[Excerpt from a dataset]
·····

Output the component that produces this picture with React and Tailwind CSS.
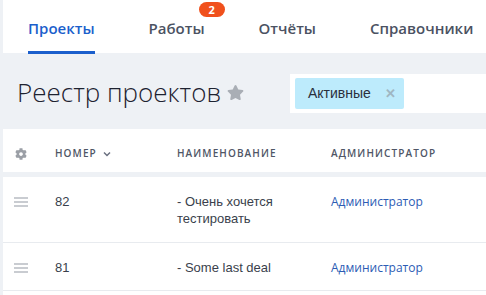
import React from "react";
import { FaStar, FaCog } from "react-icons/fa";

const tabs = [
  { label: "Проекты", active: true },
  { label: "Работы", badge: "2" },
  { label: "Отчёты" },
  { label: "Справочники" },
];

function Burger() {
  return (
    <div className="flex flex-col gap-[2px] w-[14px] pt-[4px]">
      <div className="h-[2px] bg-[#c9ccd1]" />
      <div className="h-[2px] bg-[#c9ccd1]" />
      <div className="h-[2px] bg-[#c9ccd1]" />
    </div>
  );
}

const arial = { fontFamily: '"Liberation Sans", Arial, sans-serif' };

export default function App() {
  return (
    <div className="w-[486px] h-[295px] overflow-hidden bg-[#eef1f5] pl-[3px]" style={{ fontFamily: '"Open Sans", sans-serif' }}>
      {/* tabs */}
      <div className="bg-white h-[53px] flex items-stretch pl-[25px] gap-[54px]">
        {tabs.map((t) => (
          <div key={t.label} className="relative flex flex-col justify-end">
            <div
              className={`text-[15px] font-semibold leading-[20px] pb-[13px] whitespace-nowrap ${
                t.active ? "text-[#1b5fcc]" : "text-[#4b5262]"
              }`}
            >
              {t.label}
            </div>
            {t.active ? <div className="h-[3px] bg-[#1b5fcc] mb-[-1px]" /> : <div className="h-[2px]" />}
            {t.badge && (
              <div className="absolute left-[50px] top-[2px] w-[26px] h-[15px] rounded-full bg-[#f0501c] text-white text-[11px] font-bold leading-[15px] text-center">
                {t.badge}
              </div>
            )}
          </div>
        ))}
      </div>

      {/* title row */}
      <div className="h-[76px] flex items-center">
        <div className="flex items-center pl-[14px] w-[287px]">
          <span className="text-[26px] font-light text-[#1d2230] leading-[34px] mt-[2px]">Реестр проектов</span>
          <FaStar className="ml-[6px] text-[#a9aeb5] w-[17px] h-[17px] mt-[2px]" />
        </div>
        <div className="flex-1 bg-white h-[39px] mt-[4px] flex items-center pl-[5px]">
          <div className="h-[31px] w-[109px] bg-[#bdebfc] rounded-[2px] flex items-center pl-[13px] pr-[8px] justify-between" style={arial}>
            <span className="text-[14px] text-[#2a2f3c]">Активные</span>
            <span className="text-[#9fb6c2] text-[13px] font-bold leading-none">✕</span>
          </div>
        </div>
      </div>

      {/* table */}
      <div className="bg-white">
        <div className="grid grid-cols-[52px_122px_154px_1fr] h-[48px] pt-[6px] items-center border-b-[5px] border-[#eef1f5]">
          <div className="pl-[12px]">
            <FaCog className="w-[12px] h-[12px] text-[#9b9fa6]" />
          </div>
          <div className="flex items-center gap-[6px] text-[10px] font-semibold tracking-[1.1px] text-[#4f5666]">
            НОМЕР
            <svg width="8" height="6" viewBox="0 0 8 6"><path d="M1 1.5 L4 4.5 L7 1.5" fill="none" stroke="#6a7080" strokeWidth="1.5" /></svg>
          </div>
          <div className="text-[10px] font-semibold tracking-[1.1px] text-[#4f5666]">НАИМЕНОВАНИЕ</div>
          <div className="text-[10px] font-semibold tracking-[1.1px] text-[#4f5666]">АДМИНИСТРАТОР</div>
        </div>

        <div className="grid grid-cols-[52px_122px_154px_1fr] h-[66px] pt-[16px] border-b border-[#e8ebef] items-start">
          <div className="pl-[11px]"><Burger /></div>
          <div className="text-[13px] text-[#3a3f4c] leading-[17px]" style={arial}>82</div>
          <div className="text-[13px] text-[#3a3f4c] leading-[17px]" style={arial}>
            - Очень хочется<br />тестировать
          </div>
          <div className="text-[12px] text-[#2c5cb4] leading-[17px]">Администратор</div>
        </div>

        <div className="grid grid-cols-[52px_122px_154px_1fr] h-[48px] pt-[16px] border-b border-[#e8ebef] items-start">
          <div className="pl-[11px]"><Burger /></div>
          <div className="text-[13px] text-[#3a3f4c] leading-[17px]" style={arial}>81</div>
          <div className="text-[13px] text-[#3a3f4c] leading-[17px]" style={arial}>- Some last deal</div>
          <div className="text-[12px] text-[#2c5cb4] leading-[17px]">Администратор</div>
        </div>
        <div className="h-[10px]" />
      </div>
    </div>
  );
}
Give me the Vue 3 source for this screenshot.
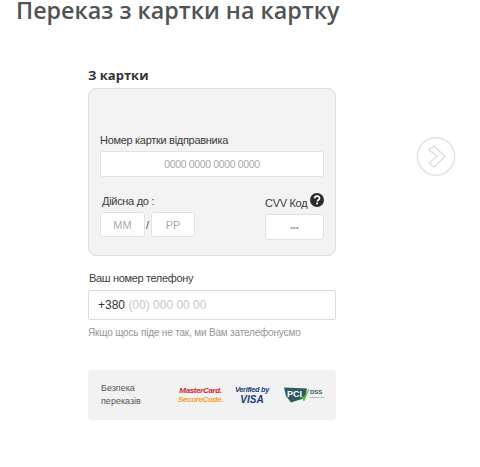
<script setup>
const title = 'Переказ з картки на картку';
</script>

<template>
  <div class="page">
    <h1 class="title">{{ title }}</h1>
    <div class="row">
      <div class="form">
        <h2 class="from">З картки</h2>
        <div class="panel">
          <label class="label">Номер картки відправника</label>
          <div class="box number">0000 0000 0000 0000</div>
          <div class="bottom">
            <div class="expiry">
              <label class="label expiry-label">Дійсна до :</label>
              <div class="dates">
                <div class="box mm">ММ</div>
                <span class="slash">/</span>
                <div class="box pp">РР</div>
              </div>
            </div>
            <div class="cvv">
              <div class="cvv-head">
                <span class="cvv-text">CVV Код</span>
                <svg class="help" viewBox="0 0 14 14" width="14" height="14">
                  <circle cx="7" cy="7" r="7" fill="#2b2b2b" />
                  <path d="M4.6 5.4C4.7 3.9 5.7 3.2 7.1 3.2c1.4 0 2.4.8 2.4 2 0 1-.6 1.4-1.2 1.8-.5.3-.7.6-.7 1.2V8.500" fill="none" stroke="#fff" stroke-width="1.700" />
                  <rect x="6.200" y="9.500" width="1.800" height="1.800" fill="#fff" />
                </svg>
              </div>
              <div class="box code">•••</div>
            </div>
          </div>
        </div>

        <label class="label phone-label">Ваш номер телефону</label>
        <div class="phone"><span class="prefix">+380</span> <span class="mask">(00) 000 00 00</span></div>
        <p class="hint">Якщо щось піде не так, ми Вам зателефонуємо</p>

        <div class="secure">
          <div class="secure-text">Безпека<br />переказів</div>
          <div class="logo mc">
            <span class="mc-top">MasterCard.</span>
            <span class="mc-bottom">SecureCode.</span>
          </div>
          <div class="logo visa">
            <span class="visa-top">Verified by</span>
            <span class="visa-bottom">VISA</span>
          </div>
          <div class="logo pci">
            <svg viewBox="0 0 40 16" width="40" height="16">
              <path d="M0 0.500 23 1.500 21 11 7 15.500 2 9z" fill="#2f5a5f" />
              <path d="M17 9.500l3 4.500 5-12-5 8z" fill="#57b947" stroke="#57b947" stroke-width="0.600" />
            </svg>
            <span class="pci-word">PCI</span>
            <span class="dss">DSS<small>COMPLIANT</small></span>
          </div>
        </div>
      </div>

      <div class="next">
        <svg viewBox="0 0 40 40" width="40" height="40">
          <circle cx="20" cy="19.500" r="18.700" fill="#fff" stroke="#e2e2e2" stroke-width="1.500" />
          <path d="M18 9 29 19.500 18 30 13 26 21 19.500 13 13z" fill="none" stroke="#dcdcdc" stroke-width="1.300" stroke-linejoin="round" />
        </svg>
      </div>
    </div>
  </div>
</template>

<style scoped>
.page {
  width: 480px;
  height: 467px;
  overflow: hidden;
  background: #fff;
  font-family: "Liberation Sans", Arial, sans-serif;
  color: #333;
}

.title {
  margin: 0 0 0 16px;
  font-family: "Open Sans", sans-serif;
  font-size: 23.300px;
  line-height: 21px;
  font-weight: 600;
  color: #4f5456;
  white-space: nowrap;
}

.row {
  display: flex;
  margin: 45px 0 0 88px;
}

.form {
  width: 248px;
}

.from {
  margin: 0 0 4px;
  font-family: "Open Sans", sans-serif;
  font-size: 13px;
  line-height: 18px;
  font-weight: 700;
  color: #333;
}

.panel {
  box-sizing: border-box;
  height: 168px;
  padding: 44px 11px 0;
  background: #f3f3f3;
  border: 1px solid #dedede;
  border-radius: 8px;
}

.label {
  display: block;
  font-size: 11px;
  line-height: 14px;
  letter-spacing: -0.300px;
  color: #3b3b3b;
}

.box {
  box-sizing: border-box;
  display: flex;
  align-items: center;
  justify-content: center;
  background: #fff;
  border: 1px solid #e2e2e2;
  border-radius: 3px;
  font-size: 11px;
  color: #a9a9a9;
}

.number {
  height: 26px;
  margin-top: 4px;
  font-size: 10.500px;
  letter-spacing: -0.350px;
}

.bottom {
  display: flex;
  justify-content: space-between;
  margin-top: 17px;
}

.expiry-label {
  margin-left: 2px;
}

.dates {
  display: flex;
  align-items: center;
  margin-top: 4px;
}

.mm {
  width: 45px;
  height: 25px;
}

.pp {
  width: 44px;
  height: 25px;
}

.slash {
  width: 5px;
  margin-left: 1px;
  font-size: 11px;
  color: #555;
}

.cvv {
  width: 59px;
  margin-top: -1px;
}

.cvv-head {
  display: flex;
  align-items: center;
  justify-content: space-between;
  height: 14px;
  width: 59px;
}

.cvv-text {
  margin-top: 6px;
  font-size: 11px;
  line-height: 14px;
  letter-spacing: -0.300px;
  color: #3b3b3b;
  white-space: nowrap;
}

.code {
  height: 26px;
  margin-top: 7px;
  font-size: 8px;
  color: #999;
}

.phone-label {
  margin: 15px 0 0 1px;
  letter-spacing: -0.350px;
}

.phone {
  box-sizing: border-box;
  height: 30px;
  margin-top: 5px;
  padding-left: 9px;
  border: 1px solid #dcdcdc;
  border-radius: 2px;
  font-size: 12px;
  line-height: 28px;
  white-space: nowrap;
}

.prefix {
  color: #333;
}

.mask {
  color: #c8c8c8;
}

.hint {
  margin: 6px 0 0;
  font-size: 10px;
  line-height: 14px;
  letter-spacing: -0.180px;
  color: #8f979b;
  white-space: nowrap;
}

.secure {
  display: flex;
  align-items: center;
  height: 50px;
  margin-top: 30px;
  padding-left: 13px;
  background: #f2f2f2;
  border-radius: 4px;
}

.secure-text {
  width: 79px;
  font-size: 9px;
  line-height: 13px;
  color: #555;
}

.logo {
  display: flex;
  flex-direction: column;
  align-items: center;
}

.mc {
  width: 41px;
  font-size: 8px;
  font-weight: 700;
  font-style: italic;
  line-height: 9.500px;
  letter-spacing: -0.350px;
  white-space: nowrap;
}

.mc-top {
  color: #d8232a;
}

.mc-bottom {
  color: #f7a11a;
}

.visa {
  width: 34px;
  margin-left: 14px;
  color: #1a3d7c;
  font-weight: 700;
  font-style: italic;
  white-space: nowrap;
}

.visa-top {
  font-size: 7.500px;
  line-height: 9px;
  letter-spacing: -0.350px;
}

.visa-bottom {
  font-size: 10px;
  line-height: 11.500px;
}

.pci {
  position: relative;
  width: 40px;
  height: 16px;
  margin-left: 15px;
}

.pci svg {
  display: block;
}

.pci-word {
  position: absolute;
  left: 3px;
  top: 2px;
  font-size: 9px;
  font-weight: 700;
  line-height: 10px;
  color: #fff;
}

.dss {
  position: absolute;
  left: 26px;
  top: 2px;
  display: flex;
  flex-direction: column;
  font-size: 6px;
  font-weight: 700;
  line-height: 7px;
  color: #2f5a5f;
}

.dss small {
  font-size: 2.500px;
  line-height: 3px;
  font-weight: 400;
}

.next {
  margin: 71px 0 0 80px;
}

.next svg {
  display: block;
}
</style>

·····

Report the number of lines that contain "this", with no other words.

2